## Supplied information

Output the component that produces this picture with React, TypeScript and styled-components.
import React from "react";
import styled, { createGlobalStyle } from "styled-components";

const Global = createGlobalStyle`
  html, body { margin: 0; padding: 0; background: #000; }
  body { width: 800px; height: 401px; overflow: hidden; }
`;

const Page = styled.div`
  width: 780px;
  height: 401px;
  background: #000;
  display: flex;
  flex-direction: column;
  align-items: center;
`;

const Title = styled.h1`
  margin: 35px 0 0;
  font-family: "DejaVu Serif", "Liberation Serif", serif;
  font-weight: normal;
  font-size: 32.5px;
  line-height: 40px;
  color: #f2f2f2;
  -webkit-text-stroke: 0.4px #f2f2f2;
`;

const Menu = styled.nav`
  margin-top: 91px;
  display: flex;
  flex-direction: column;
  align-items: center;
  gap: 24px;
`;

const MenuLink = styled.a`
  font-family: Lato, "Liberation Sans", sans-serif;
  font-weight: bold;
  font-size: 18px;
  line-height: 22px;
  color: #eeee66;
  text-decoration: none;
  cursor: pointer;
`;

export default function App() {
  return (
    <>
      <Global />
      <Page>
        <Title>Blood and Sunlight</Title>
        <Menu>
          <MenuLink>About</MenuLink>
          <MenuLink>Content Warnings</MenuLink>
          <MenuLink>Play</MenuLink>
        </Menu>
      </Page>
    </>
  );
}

## Written instruction
Copy every line of the listing that includes the string "components".

## Solution to this problem
Output the component that produces this picture with React, TypeScript and styled-components.
import styled, { createGlobalStyle } from "styled-components";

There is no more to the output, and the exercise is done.